Managing Metadata for a Reference Dataset
Reference datasets (and, in general, any asset collection in EDG) can have metadata such as name, description, status, etc. The metadata associated with an asset collection can be viewed and modified on the Form panel. When you click on the Codes tab, EDG will always display information about the dataset on a form. Once you navigate away from it by, for example, clicking on various assets contained in a dataset, you can come back to this view by either clicking on the home button or by clicking on the name of a reference dataset in the header bar.
Use one of these options. Scroll down and expand the Status sub-section to see available information about Airports dataset.
When a dataset is first created, the status is automatically set to “Under development”. It can be updated to reflect the current status of a dataset.
TopBraid EDG is shipped with some predefined status values. They are configurable if your organization needs a different set of values.
Click the Edit button to see more available fields. You may want to differentiate private (internal) reference data from public (external) such as ISO country codes. Set is external dataset to “true” in the Status section of the form. IATA codes are maintained by the IATA Association, which publishes updates bi-annually. Change the status code to Approved. Click Save Changes at the top of the form.

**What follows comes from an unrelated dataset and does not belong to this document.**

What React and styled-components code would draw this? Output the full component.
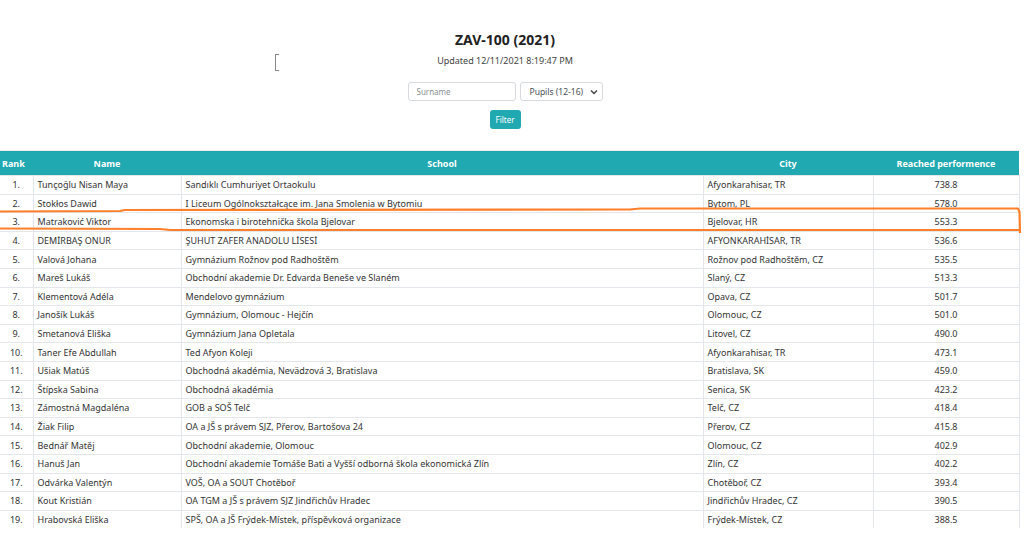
import styled, { createGlobalStyle } from 'styled-components';

const rows = [
  ['Tunçoğlu Nisan Maya', 'Sandıklı Cumhuriyet Ortaokulu', 'Afyonkarahisar, TR', '738.8'],
  ['Stokłos Dawid', 'I Liceum Ogólnokształcące im. Jana Smolenia w Bytomiu', 'Bytom, PL', '578.0'],
  ['Matraković Viktor', 'Ekonomska i birotehnička škola Bjelovar', 'Bjelovar, HR', '553.3'],
  ['DEMİRBAŞ ONUR', 'ŞUHUT ZAFER ANADOLU LİSESİ', 'AFYONKARAHİSAR, TR', '536.6'],
  ['Valová Johana', 'Gymnázium Rožnov pod Radhoštěm', 'Rožnov pod Radhoštěm, CZ', '535.5'],
  ['Mareš Lukáš', 'Obchodní akademie Dr. Edvarda Beneše ve Slaném', 'Slaný, CZ', '513.3'],
  ['Klementová Adéla', 'Mendelovo gymnázium', 'Opava, CZ', '501.7'],
  ['Janošík Lukáš', 'Gymnázium, Olomouc - Hejčín', 'Olomouc, CZ', '501.0'],
  ['Smetanová Eliška', 'Gymnázium Jana Opletala', 'Litovel, CZ', '490.0'],
  ['Taner Efe Abdullah', 'Ted Afyon Koleji', 'Afyonkarahisar, TR', '473.1'],
  ['Ušiak Matúš', 'Obchodná akadémia, Nevädzová 3, Bratislava', 'Bratislava, SK', '459.0'],
  ['Štípska Sabina', 'Obchodná akadémia', 'Senica, SK', '423.2'],
  ['Zámostná Magdaléna', 'GOB a SOŠ Telč', 'Telč, CZ', '418.4'],
  ['Žiak Filip', 'OA a JŠ s právem SJZ, Přerov, Bartošova 24', 'Přerov, CZ', '415.8'],
  ['Bednář Matěj', 'Obchodní akademie, Olomouc', 'Olomouc, CZ', '402.9'],
  ['Hanuš Jan', 'Obchodní akademie Tomáše Bati a Vyšší odborná škola ekonomická Zlín', 'Zlín, CZ', '402.2'],
  ['Odvárka Valentýn', 'VOŠ, OA a SOUT Chotěboř', 'Chotěboř, CZ', '393.4'],
  ['Kout Kristián', 'OA TGM a JŠ s právem SJZ Jindřichův Hradec', 'Jindřichův Hradec, CZ', '390.5'],
  ['Hrabovská Eliška', 'SPŠ, OA a JŠ Frýdek-Místek, příspěvková organizace', 'Frýdek-Místek, CZ', '388.5'],
];

const GlobalStyle = createGlobalStyle`
  body {
    margin: 0;
    background: #fff;
    font-family: "Noto Sans", "Open Sans", sans-serif;
    color: #212529;
  }
`;

const Page = styled.div`
  position: relative;
  width: 1024px;
  height: 557px;
  overflow: hidden;
`;

const Header = styled.header`
  display: flex;
  flex-direction: column;
  align-items: center;
  padding-top: 30px;
  padding-right: 14px;
`;

const Title = styled.h1`
  margin: 0;
  font-size: 14px;
  line-height: 20px;
  font-weight: 700;
  color: #222;
`;

const Updated = styled.div`
  margin-top: 4px;
  font-size: 9px;
  line-height: 14px;
  color: #444;
`;

const Cursor = styled.span`
  position: absolute;
  left: 275px;
  top: 54px;
  width: 3px;
  height: 15px;
  border: 1px solid #888;
  border-right: none;
`;

const FilterRow = styled.div`
  display: flex;
  gap: 4px;
  margin-top: 14px;
`;

const Input = styled.input`
  width: 108px;
  height: 19px;
  box-sizing: border-box;
  border: 1px solid #d7dbe0;
  border-radius: 3px;
  padding: 0 8px;
  font-family: inherit;
  font-size: 8px;
  color: #495057;
  &::placeholder { color: #8a8f95; }
`;

const Select = styled.div`
  width: 83px;
  height: 19px;
  box-sizing: border-box;
  border: 1px solid #d7dbe0;
  border-radius: 3px;
  display: flex;
  align-items: center;
  justify-content: space-between;
  padding: 0 4px 0 9px;
  font-size: 8.5px;
  color: #495057;
`;

const Button = styled.button`
  margin-top: 9px;
  width: 31px;
  height: 19px;
  border: none;
  border-radius: 3px;
  background: #20a9b1;
  color: #fff;
  font-family: inherit;
  font-size: 8px;
  padding: 0;
`;

const TableWrap = styled.div`
  margin-top: 21px;
  width: 1019px;
`;

const Table = styled.table`
  width: 1019px;
  border-collapse: collapse;
  table-layout: fixed;
  font-size: 9px;
`;

const Th = styled.th`
  background: #20a9b1;
  color: #fff;
  font-weight: 700;
  height: 24px;
  padding: 0 2px;
  text-align: ${({ $align }) => $align || 'center'};
  border-top: 1px solid #e8eaec;
`;

const Td = styled.td`
  height: 17.6px;
  padding: 0 4px;
  border: 1px solid #e3e6ea;
  text-align: ${({ $align }) => $align || 'left'};
  white-space: nowrap;
  overflow: hidden;
  color: #333;
  &:first-child { border-left: none; }
  tr:last-child > & { border-bottom: none; }
`;

const Mark = styled.svg`
  position: absolute;
  left: 0;
  top: 0;
  pointer-events: none;
`;

export default function App() {
  return (
    <Page>
      <GlobalStyle />
      <Cursor />
      <Header>
        <Title>ZAV-100 (2021)</Title>
        <Updated>Updated 12/11/2021 8:19:47 PM</Updated>
        <FilterRow>
          <Input placeholder="Surname" />
          <Select>
            <span>Pupils (12-16)</span>
            <svg width="8" height="6" viewBox="0 0 8 6">
              <path d="M1 1.5 L4 4.5 L7 1.5" fill="none" stroke="#444" strokeWidth="1.4" />
            </svg>
          </Select>
        </FilterRow>
        <Button>Filter</Button>
      </Header>
      <TableWrap>
        <Table>
          <colgroup>
            <col style={{ width: 33 }} />
            <col style={{ width: 148 }} />
            <col style={{ width: 522 }} />
            <col style={{ width: 170 }} />
            <col style={{ width: 146 }} />
          </colgroup>
          <thead>
            <tr>
              <Th $align="left">Rank</Th>
              <Th>Name</Th>
              <Th>School</Th>
              <Th>City</Th>
              <Th>Reached performence</Th>
            </tr>
          </thead>
          <tbody>
            {rows.map((r, i) => (
              <tr key={i}>
                <Td $align="center">{i + 1}.</Td>
                <Td>{r[0]}</Td>
                <Td>{r[1]}</Td>
                <Td>{r[2]}</Td>
                <Td $align="center">{r[3]}</Td>
              </tr>
            ))}
          </tbody>
        </Table>
      </TableWrap>
      <Mark width="1024" height="557">
        <path
          d="M0 211.5 L120 211 L125 210 L630 209.5 L640 208.5 L1018 208.5 L1019.5 212 L1020 233"
          fill="none" stroke="#ff7f2a" strokeWidth="2.2" strokeLinejoin="round"
        />
        <path
          d="M0 228.5 L160 229 L170 230 L1019 230"
          fill="none" stroke="#ff7f2a" strokeWidth="2.2" strokeLinejoin="round"
        />
      </Mark>
    </Page>
  );
}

Once the status of a reference dataset is approved for use, you will no longer be able to delete codes from the dataset, but you will be able to change information about them.
Documenting a Reference Dataset as an Enterprise Reference Dataset
Your organization may have several reference datasets in EDG that contain codes for a given entity. For example, you may have different existing applications and corresponding sources that already store and use airport codes. The goal of standing up a system for managing reference data is to achieve alignment across your existing reference data and to streamline its management. This alignment takes time. At least initially, you may have in addition to a “master” reference dataset that you want to be a definitive source of reference data for a given entity across all system, reference datasets that capture what each of your systems is using.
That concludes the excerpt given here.